# A Feathery Fairy Tale



## SPBudgie (Nov 11, 2008)

*I may have shared this about a year ago, but it is so cute and funny, I couldn't resist posting it again...It's from the "Cooper's Corner" Blog - a wonderful, daily updated, story of the budgies belonging to Michelle M, who is a member of Talk Budgies, as well.
Enjoy!
A Feathery Fairy Tale *


----------



## JWKnight (May 24, 2014)

I haven't seen a budgie eat a pea yet. Closest mine ever got, was one put his beak in one.. then proceeded to throw the rest of them out of the dish into the tray to be taken away....


----------



## Jonah (Feb 3, 2013)

That is pretty cool, and also a great example of how we need to break our bird's into new food's....My birds all love green beans the most with broccli and kale running close seconds...


----------



## LynandIndigo (Jan 21, 2012)

I haven't seen this before but it is pretty cool. Indi eats snow peas and loves them.
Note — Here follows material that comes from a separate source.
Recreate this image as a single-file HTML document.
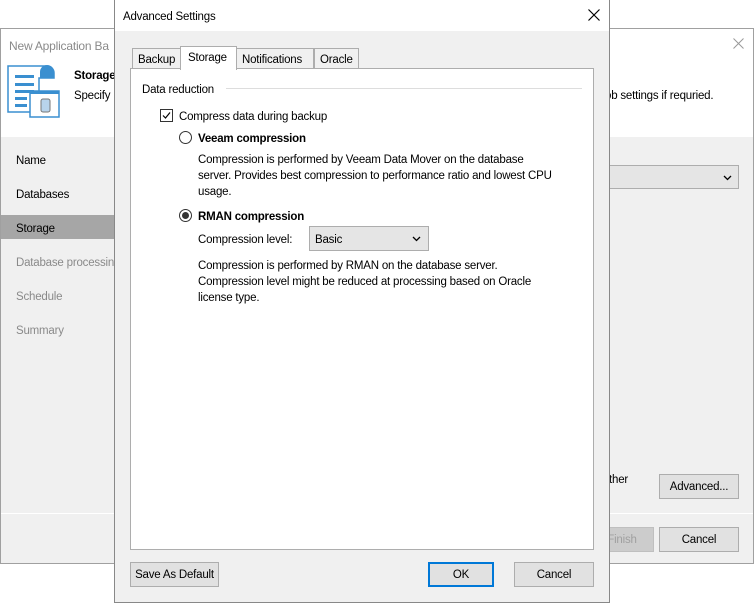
<!DOCTYPE html>
<html><head><style>
*{box-sizing:border-box;margin:0;padding:0}
body{width:754px;height:603px;background:#fff;position:relative;overflow:hidden;font-family:"Liberation Sans",sans-serif;font-size:11.5px;letter-spacing:-0.2px;color:#000}
.a{position:absolute;white-space:nowrap}
.t{margin-top:2px}
.btn{position:absolute;background:#e1e1e1;border:1px solid #adadad;text-align:center;line-height:24px}
.g{color:#8a8a8a}
</style></head><body>
<div class="a" style="left:0;top:28px;width:754px;height:536px;border:1px solid #a0a0a0;background:#f0f0f0"></div>
<div class="a" style="left:1px;top:29px;width:752px;height:108px;background:#fff"></div>
<div class="a g t" style="left:9px;top:37px;font-size:12px">New Application Ba</div>
<svg class="a" style="left:733px;top:38px" width="11" height="11"><path d="M0.5 0.5L10.5 10.5M10.5 0.5L0.5 10.5" stroke="#999" stroke-width="1"/></svg>
<svg class="a" style="left:6px;top:64px" width="56" height="56" viewBox="0 0 56 56">
<path d="M2 2 H41 a7 7 0 0 1 7 7 V14 H33 V48 H2 Z" fill="#fff" stroke="#3a8fd0" stroke-width="1.5"/>
<path d="M34 14 V8 a7 7 0 0 1 14 0 V14 Z" fill="#3a8fd0"/>
<rect x="9" y="11" width="19" height="3" fill="#3a8fd0"/><rect x="9" y="19" width="19" height="3" fill="#3a8fd0"/><rect x="9" y="26" width="19" height="3" fill="#3a8fd0"/><rect x="9" y="33" width="12" height="3" fill="#3a8fd0"/><rect x="9" y="40" width="12" height="3" fill="#3a8fd0"/>
<rect x="24" y="27" width="29" height="26" fill="#fff" stroke="#3a8fd0" stroke-width="1.5"/>
<rect x="24" y="27" width="29" height="3" fill="#3a8fd0"/>
<rect x="35" y="35" width="9" height="13" rx="2" fill="#b8d4ec" stroke="#777"/>
</svg>
<div class="a t" style="left:74px;top:68px;font-weight:bold">Storage</div>
<div class="a t" style="left:74px;top:88px">Specify</div>
<div class="a t" style="left:605px;top:88px">ob settings if requried.</div>
<div class="a" style="left:1px;top:215px;width:113px;height:24px;background:#a6a6a6"></div>
<div class="a t" style="left:16px;top:153px">Name</div>
<div class="a t" style="left:16px;top:187px">Databases</div>
<div class="a t" style="left:16px;top:221px">Storage</div>
<div class="a g t" style="left:16px;top:255px">Database processing</div>
<div class="a g t" style="left:16px;top:289px">Schedule</div>
<div class="a g t" style="left:16px;top:323px">Summary</div>
<div class="a" style="left:600px;top:165px;width:139px;height:24px;border:1px solid #adadad;background:#e5e5e5"></div>
<svg class="a" style="left:723px;top:175px" width="9" height="6"><path d="M1 1L4.5 4.5L8 1" stroke="#000" stroke-width="1.3" fill="none"/></svg>
<div class="a t" style="left:609px;top:472px">ther</div>
<div class="btn" style="left:659px;top:474px;width:80px;height:25px">Advanced...</div>
<div class="a" style="left:1px;top:513px;width:752px;height:1px;background:#fff"></div>
<div class="btn" style="left:590px;top:527px;width:64px;height:25px;background:#ccc;border-color:#bfbfbf;color:#a0a0a0">Finish</div>
<div class="btn" style="left:659px;top:527px;width:80px;height:25px">Cancel</div>

<div class="a" style="left:114px;top:0;width:496px;height:603px;border:1px solid #888;background:#f0f0f0"></div>
<div class="a" style="left:115px;top:0;width:494px;height:31px;background:#fff"></div>
<div class="a t" style="left:123px;top:9px">Advanced Settings</div>
<svg class="a" style="left:588px;top:9px" width="12" height="12"><path d="M0.5 0.5L11.5 11.5M11.5 0.5L0.5 11.5" stroke="#000" stroke-width="1.2"/></svg>
<div class="a" style="left:130px;top:68px;width:464px;height:482px;background:#fff;border:1px solid #adadad"></div>
<div class="a" style="left:132px;top:48px;width:49px;height:21px;border:1px solid #adadad;background:#f0f0f0;padding:5px 0 0 5px">Backup</div>
<div class="a" style="left:236px;top:48px;width:78px;height:21px;border:1px solid #adadad;background:#f0f0f0;padding:5px 0 0 5px">Notifications</div>
<div class="a" style="left:314px;top:48px;width:45px;height:21px;border:1px solid #adadad;background:#f0f0f0;padding:5px 0 0 5px">Oracle</div>
<div class="a" style="left:180px;top:46px;width:57px;height:24px;border:1px solid #adadad;border-bottom:none;background:#fff;padding:5px 0 0 7px">Storage</div>
<div class="a t" style="left:142px;top:82px">Data reduction</div>
<div class="a" style="left:226px;top:88px;width:356px;height:1px;background:#ddd"></div>
<div class="a" style="left:160px;top:109px;width:13px;height:13px;border:1px solid #333"><svg width="11" height="11" style="display:block"><path d="M2 5.5L4.5 8L9 2.5" stroke="#000" stroke-width="1.2" fill="none"/></svg></div>
<div class="a t" style="left:179px;top:109px">Compress data during backup</div>
<div class="a" style="left:179px;top:131px;width:13px;height:13px;border:1px solid #333;border-radius:50%"></div>
<div class="a t" style="left:198px;top:131px;font-weight:bold">Veeam compression</div>
<div class="a t" style="left:198px;top:150px;line-height:16px;width:390px">Compression is performed by Veeam Data Mover on the database<br>server. Provides best compression to performance ratio and lowest CPU<br>usage.</div>
<div class="a" style="left:179px;top:209px;width:13px;height:13px;border:1px solid #333;border-radius:50%"><div style="margin:2px;width:7px;height:7px;border-radius:50%;background:#333"></div></div>
<div class="a t" style="left:198px;top:209px;font-weight:bold">RMAN compression</div>
<div class="a t" style="left:198px;top:232px">Compression level:</div>
<div class="a" style="left:309px;top:226px;width:120px;height:25px;border:1px solid #adadad;background:#e5e5e5;padding:7px 0 0 5px">Basic</div>
<svg class="a" style="left:412px;top:236px" width="9" height="6"><path d="M1 1L4.5 4.5L8 1" stroke="#000" stroke-width="1.3" fill="none"/></svg>
<div class="a t" style="left:198px;top:256px;line-height:16px;width:390px">Compression is performed by RMAN on the database server.<br>Compression level might be reduced at processing based on Oracle<br>license type.</div>
<div class="btn" style="left:130px;top:562px;width:89px;height:25px">Save As Default</div>
<div class="btn" style="left:428px;top:562px;width:66px;height:25px;border:2px solid #0078d7;line-height:22px">OK</div>
<div class="btn" style="left:514px;top:562px;width:80px;height:25px">Cancel</div>
</body></html>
Thank you for sharing this with us Ollie.


----------



## SPBudgie (Nov 11, 2008)

*Mine Hate green beans! But they Love corn, kale, and now also peas - it took them a year before they would touch peas, which I offered Daily alongside their corn - Patience is definitely a virtue with budgies, and persistence often pays off. (They Still hate green beans, though - go figure...Budgies are So different from each other!)*


----------



## Jonah (Feb 3, 2013)

Mine will also nail some corn on the cob....


----------



## LynandIndigo (Jan 21, 2012)

Well Indi loves Silver Beat, Corn, Snow Peas, broccli, Carrots ,Apple, He won't eat beans. Oh i forgot he also loves Chick Weed to.


----------



## aluz (Jul 24, 2011)

I remember reading this lovely tale some time ago, the photography is masterfully done and Cooper makes an excellent model. 
My whole flock also eats healthy, Goldilocks my latest arrival wouldn't touch a piece of fruit nor veggie, but the moment quarantine was over and she saw Luigi munching on some spinach, it took her less than 5 minutes to give it a go and now she eats everything I put out for her. Her feather condition isn't the greatest, she clearly didn't have a good diet before I got her and I'm thrilled she is already eating the egg food I made. She really needs it as she has also been moulting.


----------



## PipSqueakZ (Nov 24, 2011)

*Very clever and funny! Thanks for sharing! *


----------



## Jo Ann (Sep 3, 2011)

*A*

We have all seen carot and beet face budgies, I have a hen that mushes right in to produce mushy green pea faces, What a mess, but she enjoys her veggies,

Thanks, Ollie Blesssings, Jo Ann:budge::budge:


----------



## Cody (Sep 5, 2013)

That's a great fairy tale. I love the expressions on her face, each one is just perfect for the story.


----------